L’AVIS DU « MONDE » – POURQUOI PAS
L’œuvre de Desplechin est l’histoire d’une grande entreprise de vengeance contre le réel : fictions, réécritures, masques permettent d’intensifier le monde sinon de le soutenir. A 64 ans, il était peut-être temps pour le cinéaste qui, dit-il souvent, a longtemps fantasmé sur une vie de critique, de revenir sur sa vie de spectateur.
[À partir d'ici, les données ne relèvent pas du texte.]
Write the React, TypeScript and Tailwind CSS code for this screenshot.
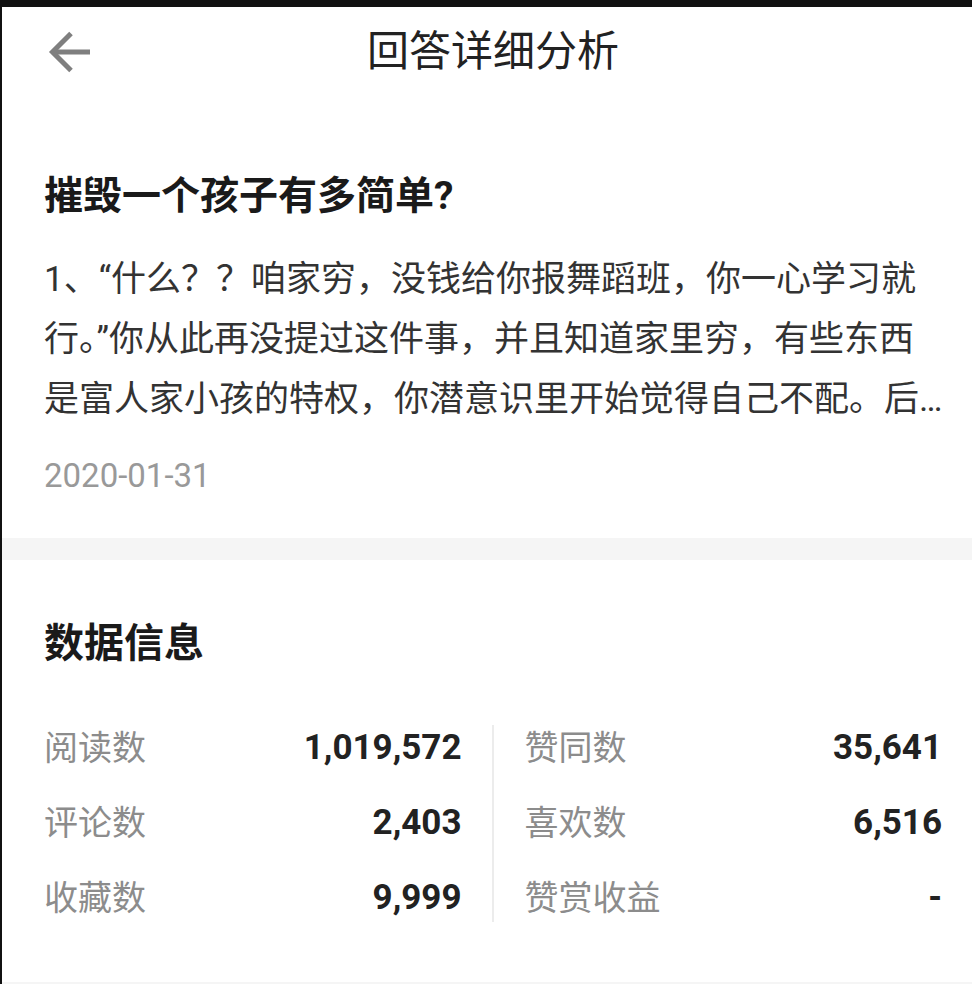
const stats = [
  [
    { label: "阅读数", value: "1,019,572" },
    { label: "评论数", value: "2,403" },
    { label: "收藏数", value: "9,999" },
  ],
  [
    { label: "赞同数", value: "35,641" },
    { label: "喜欢数", value: "6,516" },
    { label: "赞赏收益", value: "-" },
  ],
]

const excerpt = [
  "1、“什么？？咱家穷，没钱给你报舞蹈班，你一心学习就",
  "行。”你从此再没提过这件事，并且知道家里穷，有些东西",
  "是富人家小孩的特权，你潜意识里开始觉得自己不配。后…",
]

function BackArrow() {
  return (
    <svg viewBox="0 0 42 42" className="ml-[4px] h-[42px] w-[42px]" fill="none" stroke="#7f7f7f" strokeWidth={5}>
      <path d="M42 21H4" />
      <path d="M23 2.5L4.5 21L23 39.5" strokeLinejoin="miter" />
    </svg>
  )
}

export default function App() {
  return (
    <div className="min-h-screen w-full bg-white font-['Roboto','Noto_Sans_CJK_SC',sans-serif]">
      <div className="h-[7px] bg-[#111]" />
      <div className="border-l-2 border-[#111] min-h-[977px]">
        <header className="grid h-[90px] grid-cols-[1fr_auto_1fr] items-center pl-[42px] pr-[30px]">
          <BackArrow />
          <h1 className="text-[42px] leading-none text-[#222]">回答详细分析</h1>
          <div />
        </header>

        <section className="pl-[42px] pr-[30px] pt-[75px] pb-[42px]">
          <h2 className="text-[39px] font-bold leading-[49px] text-[#1a1a1a]">摧毁一个孩子有多简单?</h2>
          <div className="mt-[29px] text-[35px] leading-[60px] text-[#333]">
            {excerpt.map((line) => (
              <div key={line} className="whitespace-nowrap">{line}</div>
            ))}
          </div>
          <p className="mt-[26px] text-[33px] leading-[40px] text-[#999]">2020-01-31</p>
        </section>

        <div className="h-[22px] bg-[#f5f5f5]" />

        <section className="pl-[42px] pr-[30px] pt-[59px] pb-[46px]">
          <h3 className="text-[40px] font-bold leading-[50px] text-[#1a1a1a]">数据信息</h3>
          <div className="mt-[42px] flex">
            {stats.map((col, i) => (
              <div key={i} className="contents">
                {i === 1 && <div className="my-[14px] w-[2px] bg-[#ececec]" />}
                <div className={i === 0 ? "flex-1 pr-[30px]" : "flex-1 pl-[31px]"}>
                  {col.map((s) => (
                    <div key={s.label} className="flex h-[75px] items-center justify-between">
                      <span className="text-[34px] text-[#8c8c8c]">{s.label}</span>
                      <span className="text-[35px] font-bold text-[#222]">{s.value}</span>
                    </div>
                  ))}
                </div>
              </div>
            ))}
          </div>
        </section>

        <div className="h-[10px] bg-[#f5f5f5]" />
      </div>
    </div>
  )
}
Un geste rétrospectif qui n’arrive pas tout à fait par hasard, mais accompagne tout un corpus d’auteurs qui, vieillissant et voyant le cinéma vieillir, regardent avec mélancolie le médium lui-même.
Tous Spectateurs! se construit aussi sur une sorte de tension : célébration exaltée du cinéma et de tout ce qui l’accompagne (le cinéma, la cinéphilie, l’exégèse) en même temps qu’un geste d’embaumement pour un art chéri qui lui aura offert le monde. Le modèle ? Évidemment, le Histoire(s) du cinéma, de Godard, même si le film ne prétend jamais avoir la même ambition expérimentale. C’est plus accueillant.
Souvenirs d’enfance
Entre documentaire et fiction, l’essai amorce un voyage proustien, réunissant des visages amis, des chercheurs admirés (Dominique Païni, Sandra Laugier), des films aimés, de bons souvenirs. L’histoire du cinéma y est peinte à grands traits : d’Eadweard Muybridge (1830-1904) à piège à cristal, par John McTiernan (1988). Ce mélange d’enthousiasmes et de références est ponctué de petits sketches rejouant les souvenirs d’enfance du cinéaste. Là, une poignée d’acteurs incarnent Paul Dédalus, l’alter ego de Desplechin, à des âges différents. Il y a la toute première séance, les flirts au cinéma, les cours de Pascal Kané (1946-2020) à l’université.